The app (and possibly business) I’m building is a product of my desires and interest since I was a young kid, possibly eight or nine years old. Every day, I can see products coming out from companies or start-ups that are similar in a way to my product. Every day, I get the thought that “it’s too late” or “you don’t have the money necessary in order to get this built fast enough.” When you’ve got a set of established big players: Google, Apple, Amazon, Adobe, etc and a legion of burgeoning start-ups, many located within arm’s length of money, it’s easy to think that a small town boy from SC would never have a chance. In the fast paced world of intelligent people, and people with money (especially when they are one in the same) it can be easy to feel insignificant. I’ve realized a few things this week, though.

Fear doesn’t have the last word. I don’t remember where I heard it, but I heard something a while back that has stuck with me till this day: “Courage is not the lack of fear, courage is having fear and doing something anyways.” That’s something I’ve realized with this interview that I’ve had recently (coming soon, a post all by itself). It’s something that I’ve realized by building this app. And it’s something God has been teaching me through his word and a book called Sun Stand Still. In order to have courage, you will have to acknowledge your fear and go in anyways. Jump in. Figure out why you are doing what you are doing and dive into it. For me, the answer is based in my ability and my faith. I’m developing because God has given me the ability and intelligence to do so and gifted me with a unique idea that I think has viability. I’ve been an inventor of sorts since my childhood. Software is just my way of doing so. It’s logical to me, and I enjoy making great software.

I’ve come to two major realizations about my app that’s helping me not to be impatient. One: even if I don’t sell a single copy of this app, I want to make it because I am an inventor at heart, and this is something that is within me just wanting to come out. I want to make this app for myself, but also for others. I think it solves an inconvenience and introduces enjoyment of the art of creation to people.

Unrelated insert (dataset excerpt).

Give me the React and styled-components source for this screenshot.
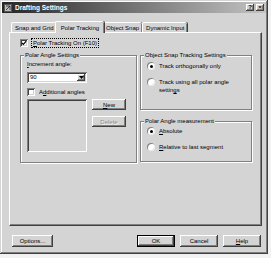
import React from "react";
import styled, { createGlobalStyle } from "styled-components";

const GlobalStyle = createGlobalStyle`
  html, body {
    margin: 0;
    padding: 0;
    background: #f2f2f2;
  }
  body {
    font-family: "Liberation Sans", Arial, sans-serif;
    font-size: 6px;
    color: #000;
  }
  * {
    box-sizing: border-box;
  }
`;

const raised = `
  background: #d4d4d4;
  box-shadow: inset -1px -1px #404040, inset 1px 1px #fff, inset -2px -2px #808080;
`;

const sunken = `
  box-shadow: inset 1px 1px #808080, inset -1px -1px #fff, inset 2px 2px #404040, inset -2px -2px #d4d4d4;
`;

const Window = styled.div`
  width: 268px;
  height: 254px;
  padding: 2px;
  background: #d4d4d4;
  box-shadow: inset -1px -1px #404040, inset 1px 1px #d4d4d4,
    inset -2px -2px #808080, inset 2px 2px #fff;
  display: flex;
  flex-direction: column;
`;

const TitleBar = styled.div`
  height: 11px;
  display: flex;
  align-items: center;
  padding: 0 2px;
  background: linear-gradient(to right, #262626, #c4c4c4);
`;

const Title = styled.span`
  flex: 1;
  margin-left: 3px;
  color: #fff;
  font-weight: bold;
  font-size: 6.5px;
  line-height: 11px;
`;

const CaptionButton = styled.div`
  width: 8px;
  height: 7px;
  margin-left: ${(p) => p.$gap || 0}px;
  ${raised}
  display: flex;
  align-items: center;
  justify-content: center;
  font-weight: bold;
  font-size: 6px;
  line-height: 7px;
`;

const Content = styled.div`
  flex: 1;
  display: flex;
  flex-direction: column;
  padding: 8px 4px 0 7px;
`;

const TabRow = styled.div`
  height: 12px;
  margin-bottom: -1px;
  padding-left: 2px;
  display: flex;
  align-items: flex-end;
  position: relative;
  z-index: 1;
`;

const Tab = styled.div`
  position: relative;
  z-index: ${(p) => (p.$active ? 2 : 1)};
  height: ${(p) => (p.$active ? 12 : 10)}px;
  margin: 0 ${(p) => (p.$active ? -2 : 0)}px ${(p) => (p.$active ? 0 : 1)}px;
  padding: 0 ${(p) => (p.$active ? 5 : 3)}px;
  background: #d4d4d4;
  border-top: 1px solid #fff;
  border-left: 1px solid #fff;
  border-radius: 2px 2px 0 0;
  box-shadow: 1px 0 #404040, inset -1px 0 #808080;
  display: flex;
  align-items: center;
  white-space: nowrap;
`;

const Panel = styled.div`
  height: 194px;
  border-top: 1px solid #fff;
  border-left: 1px solid #fff;
  border-right: 1px solid #404040;
  border-bottom: 1px solid #404040;
  box-shadow: inset -1px -1px #808080;
  padding: 6px 9px 0 10px;
  display: flex;
  flex-direction: column;
`;

const Row = styled.div`
  display: flex;
  align-items: ${(p) => (p.$top ? "flex-start" : "center")};
  gap: 4px;
  margin-top: ${(p) => p.$mt || 0}px;
  line-height: 8px;
`;

const CheckBox = styled.span`
  width: 8px;
  height: 8px;
  flex: none;
  background: #fff;
  ${sunken}
  display: flex;
  align-items: center;
  justify-content: center;
`;

const RadioDot = styled.span`
  width: 8px;
  height: 8px;
  flex: none;
  border-radius: 50%;
  background: #fff;
  box-shadow: inset 1px 1px #808080, inset -1px -1px #e8e8e8;
  display: flex;
  align-items: center;
  justify-content: center;
  &::after {
    content: "";
    width: 3px;
    height: 3px;
    border-radius: 50%;
    background: ${(p) => (p.$on ? "#000" : "transparent")};
  }
`;

const Focus = styled.span`
  outline: 1px dotted #000;
  outline-offset: 0;
  padding: 0 1px;
`;

const Key = styled.u`
  text-decoration: underline;
`;

const Columns = styled.div`
  display: flex;
  gap: 3px;
  margin-top: 8px;
`;

const RightColumn = styled.div`
  width: 112px;
  display: flex;
  flex-direction: column;
  gap: 11px;
`;

const Group = styled.div`
  position: relative;
  width: ${(p) => p.$w || "auto"};
  height: ${(p) => p.$h}px;
  padding: ${(p) => p.$pt}px 6px 0 6px;
  border: 1px solid #808080;
  box-shadow: 1px 1px 0 #fff, inset 1px 1px 0 #fff;
`;

const GroupLabel = styled.span`
  position: absolute;
  top: -5px;
  left: 3px;
  padding: 0 1px;
  background: #d4d4d4;
  line-height: 8px;
  white-space: nowrap;
`;

const FieldLabel = styled.div`
  line-height: 8px;
`;

const Combo = styled.div`
  width: 60px;
  height: 11px;
  margin-top: 4px;
  background: #fff;
  ${sunken}
  display: flex;
  align-items: center;
  justify-content: space-between;
  padding: 2px 2px 2px 3px;
  line-height: 7px;
`;

const ComboArrow = styled.span`
  width: 8px;
  height: 7px;
  ${raised}
  display: flex;
  align-items: center;
  justify-content: center;
`;

const ListRow = styled.div`
  display: flex;
  gap: 5px;
  margin-top: 3px;
`;

const ListBox = styled.div`
  width: 60px;
  height: 53px;
  background: #d4d4d4;
  ${sunken}
`;

const SideButtons = styled.div`
  display: flex;
  flex-direction: column;
  gap: 6px;
`;

const Button = styled.div`
  width: ${(p) => p.$w}px;
  height: ${(p) => p.$h || 12}px;
  ${raised}
  ${(p) =>
    p.$default &&
    `box-shadow: inset 0 0 0 1px #000, inset -2px -2px #404040, inset 2px 2px #fff, inset -3px -3px #808080;`}
  color: ${(p) => (p.$disabled ? "#8a8a8a" : "#000")};
  text-shadow: ${(p) => (p.$disabled ? "1px 1px 0 #fff" : "none")};
  display: flex;
  align-items: center;
  justify-content: center;
  line-height: 8px;
`;

const Footer = styled.div`
  display: flex;
  align-items: center;
  gap: 5px;
  margin-top: 9px;
  padding: 0 1px 0 3px;
`;

const Spacer = styled.div`
  flex: 1;
`;

function Check() {
  return (
    <CheckBox>
      <svg width="6" height="6" viewBox="0 0 6 6">
        <path d="M0.8 2.8 L2.4 4.4 L5.2 1.2" fill="none" stroke="#000" strokeWidth="1.2" />
      </svg>
    </CheckBox>
  );
}

export default function App() {
  return (
    <>
      <GlobalStyle />
      <Window>
        <TitleBar>
          <svg width="8" height="8" viewBox="0 0 8 8">
            <rect x="0.5" y="0.5" width="7" height="7" fill="#bdbdbd" stroke="#555" />
            <path d="M2 6 L6 2 M2 2 H6 V6" stroke="#222" fill="none" strokeWidth="0.8" />
          </svg>
          <Title>Drafting Settings</Title>
          <CaptionButton>?</CaptionButton>
          <CaptionButton $gap={2}>×</CaptionButton>
        </TitleBar>
        <Content>
          <TabRow>
            <Tab>Snap and Grid</Tab>
            <Tab $active>Polar Tracking</Tab>
            <Tab>Object Snap</Tab>
            <Tab>Dynamic Input</Tab>
          </TabRow>
          <Panel>
            <Row>
              <Check />
              <Focus>
                <Key>P</Key>olar Tracking On (F10)
              </Focus>
            </Row>
            <Columns>
              <Group $w="117px" $h={108} $pt={4}>
                <GroupLabel>Polar Angle Settings</GroupLabel>
                <FieldLabel>
                  <Key>I</Key>ncrement angle:
                </FieldLabel>
                <Combo>
                  <span>90</span>
                  <ComboArrow>
                    <svg width="5" height="3" viewBox="0 0 5 3">
                      <path d="M0 0 H5 L2.5 3 Z" fill="#000" />
                    </svg>
                  </ComboArrow>
                </Combo>
                <Row $mt={5}>
                  <CheckBox />
                  <span>
                    A<Key>d</Key>ditional angles
                  </span>
                </Row>
                <ListRow>
                  <ListBox />
                  <SideButtons>
                    <Button $w={34} $h={11}>
                      <span>
                        <Key>N</Key>ew
                      </span>
                    </Button>
                    <Button $w={34} $h={11} $disabled>
                      Delete
                    </Button>
                  </SideButtons>
                </ListRow>
              </Group>
              <RightColumn>
                <Group $h={55} $pt={6}>
                  <GroupLabel>Object Snap Tracking Settings</GroupLabel>
                  <Row>
                    <RadioDot $on />
                    <span>Track orthogonally only</span>
                  </Row>
                  <Row $top $mt={8}>
                    <RadioDot />
                    <span>
                      Track using all polar angle
                      <br />
                      settin<Key>g</Key>s
                    </span>
                  </Row>
                </Group>
                <Group $h={41} $pt={5}>
                  <GroupLabel>Polar Angle measurement</GroupLabel>
                  <Row>
                    <RadioDot $on />
                    <span>
                      <Key>A</Key>bsolute
                    </span>
                  </Row>
                  <Row $mt={8}>
                    <RadioDot />
                    <span>
                      <Key>R</Key>elative to last segment
                    </span>
                  </Row>
                </Group>
              </RightColumn>
            </Columns>
          </Panel>
          <Footer>
            <Button $w={41}>Options...</Button>
            <Spacer />
            <Button $w={38} $default>
              OK
            </Button>
            <Button $w={38}>Cancel</Button>
            <Button $w={38}>
              <span>
                <Key>H</Key>elp
              </span>
            </Button>
          </Footer>
        </Content>
      </Window>
    </>
  );
}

Two: even though making money off of it is not my primary goal, if I build a great product, but don’t market it correctly and make it appealing for people to take a risk on it, it won’t have the impact I’ve desired. If you make a great product, but no one uses it because they don’t know about it, then you might as well not have made it. You have to invest in product design as well as development. As Jon says, this microwave culture of ours wants everything now. And I will not deny that I want my project to be developed now. As a software developer, I want to dive straight in and make it work. However, that might not be the best way to immediately attack this situation. I need to think about product design, product/market fit and a whole host of other questions that come when you are developing something that may sell to others.

So, what does fear say about patience? Fear says patience is for the weak. For those who aren’t ambitious enough. However, patience is for the strong, those who know it can take back breaking work just to take one step forward if you’re pushing a stone. Patience involves understanding that great things take time. And that is what you can tell fear, “great things always take time, this is no different.”

Who is my dream serving?

Who is my dream serving? That is the question I was asked last week through 30 Days of Hustle. Well? The truth is I don’t know. On some levels, all dreams are at least a little bit selfish. And that’s ok. Because if there wasn’t at least a little bit of selfishness, then there would be nothing internally pushing us forward to achieve them.

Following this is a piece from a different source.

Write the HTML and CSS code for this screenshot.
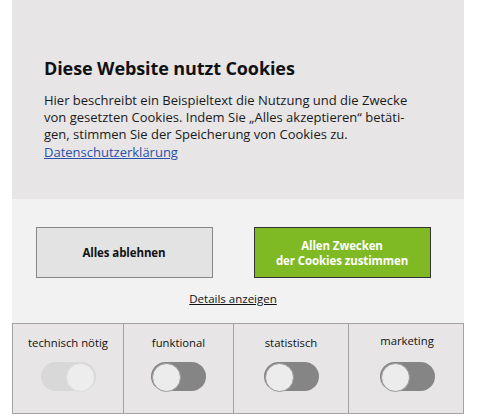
FILE: index.html
```html
<!DOCTYPE html>
<html lang="de">
<head>
    <meta charset="UTF-8">
    <meta name="viewport" content="width=device-width, initial-scale=1.0">
    <title>Cookies</title>
    <link rel="stylesheet" href="styles.css">
</head>
<body>
    <div class="cookie-panel">
        <div class="cookie-info">
            <h2>Diese Website nutzt Cookies</h2>
            <p>Hier beschreibt ein Beispieltext die Nutzung und die Zwecke von gesetzten Cookies. Indem Sie „Alles akzeptieren“ betäti-<br>gen, stimmen Sie der Speicherung von Cookies zu.<br><a href="#">Datenschutzerklärung</a></p>
        </div>

        <div class="cookie-actions">
            <div class="cookie-buttons">
                <button class="btn btn-deny">Alles ablehnen</button>
                <button class="btn btn-accept">Allen Zwecken<br>der Cookies zustimmen</button>
            </div>
            <a href="#" class="details-link">Details anzeigen</a>
        </div>

        <div class="cookie-options">
            <div class="option">
                <span class="option-label">technisch nötig</span>
                <span class="switch switch-locked"></span>
            </div>
            <div class="option">
                <span class="option-label">funktional</span>
                <span class="switch"></span>
            </div>
            <div class="option">
                <span class="option-label">statistisch</span>
                <span class="switch"></span>
            </div>
            <div class="option">
                <span class="option-label option-label-high">marketing</span>
                <span class="switch"></span>
            </div>
        </div>
    </div>
</body>
</html>
```

FILE: styles.css
```css
* { margin: 0; padding: 0; box-sizing: border-box; }
body {
    font-family: 'Open Sans', 'Noto Sans', sans-serif;
    background-color: #fff;
    color: #111;
}
.cookie-panel {
    width: 452px;
    margin-left: 12px;
}
.cookie-info {
    background-color: #e7e5e6;
    padding: 56px 32px 38px 32px;
    height: 199px;
}
.cookie-info h2 { font-size: 18px; font-weight: 700; margin-bottom: 12px; letter-spacing: -0.1px; }
.cookie-info p { font-size: 13px; line-height: 17.2px; color: #1a1a1a; }
.cookie-info a { color: #2a4fa8; }
.cookie-actions {
    background-color: #f2f2f2;
    height: 124px;
    padding: 28px 10px 0 0;
    display: flex;
    flex-direction: column;
    align-items: center;
}
.cookie-buttons { display: flex; gap: 41px; }
.btn {
    width: 177px; height: 51px; font-family: inherit; font-size: 11.5px; font-weight: 700;
    line-height: 15px; letter-spacing: -0.1px; cursor: pointer;
}
.btn-deny { background-color: #e3e3e3; border: 1px solid #878787; color: #111; }
.btn-accept { background-color: #7fba24; border: 1px solid #333; color: #fff; }
.details-link {
    margin-top: 13px; font-size: 11.5px; color: #111;
}
.cookie-options {
    display: grid;
    grid-template-columns: 110px 110px 115px 117px;
    background-color: #e7e5e6;
    border: 1px solid #a3a3a3;
    height: 91px;
}
.option {
    display: flex; flex-direction: column; align-items: center;
    padding-top: 11px;
    border-left: 1px solid #a3a3a3;
}
.option:first-child { border-left: none; }
.option-label { font-size: 11.3px; height: 27px; line-height: 16px; color: #111; }
.option-label-high { margin-top: -2px; height: 29px; }
.switch {
    position: relative; display: block; width: 55px; height: 29px;
    border-radius: 15px; background-color: #858585;
}
.switch::after {
    content: ''; position: absolute; left: 1px; top: 1px; width: 27px; height: 27px;
    border-radius: 50%; background-color: #ececec; border: 1px solid #9a9a9a;
}
.switch-locked { background-color: #d8d8d8; }
.switch-locked::after { left: auto; right: 1px; border-color: #dcdcdc; background-color: #ededed; }
```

The key thing is, the answer to that question can’t only by “Me.” If our dream only serves ourselves, then it is only an ego trip, a way of building ourselves up in our head; dreams that aren’t connected to anyone or anything else “tend to die painful, lonely deaths” as Jon notes in the 30 Days post.

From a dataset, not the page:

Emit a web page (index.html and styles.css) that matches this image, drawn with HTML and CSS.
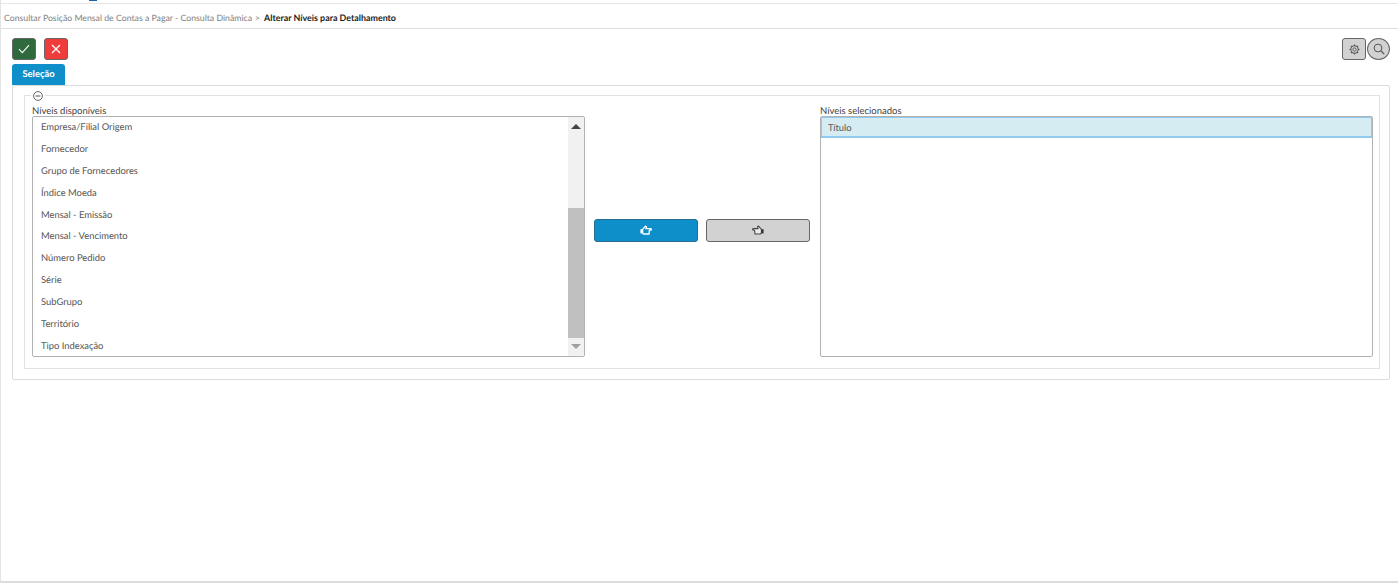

When I dream and I look at my dreams, I know who I want my dreams to serve. I want my dreams to serve God, to bring people to him so they know they are not alone and that there is a God that loves them and sent his son who died to save them. I want my dreams to serve my family, to be a means to provide financial support for them. I want my dreams to serve others. I want to be able to make software that impacts the world and gives people the tools to do what they never thought they could. I fully believe that technology can be a major game changer in every aspect of life, we just need to implement it in a way that gives people power and ability, not takes it away.

I said all of that to say this. Who is my dream serving? If I don’t pay attention, it will only serve me. However, I know who I want them to serve: God, others, and my family. It is very easy to get egotistical, and I will have to fight that fight daily. Your dreams are different than mine, and that’s ok. There is something we share though: our dreams are not only for us. Let’s remember that.

One new thing

Last week, Jon said to write down one new thing that you need to learn. My one new thing is actually developing software the right way. See, I have a desire to create. Not just to create, but to create well designed software. There are ways of ensuring that software is more correct: unit tests, acceptance tests, all of those things I know about but truly need to learn. These are my new things. In the process of doing these things, I’m learning new ways of managing myself. I’m moving towards an agile process for my software development. Not exactly scrum, not exactly anything else.

There are a multitude of other things that I want to learn, such as how to mix my love of developing and make a successful product or business out of it. If that will happen, I don’t know. I know God has put a passion in my heart to create software; at the moment, it seems like it’s iOS software, but if that changes, then so be it. I’ve got to strive to make the most of my talents and learn the most that I can.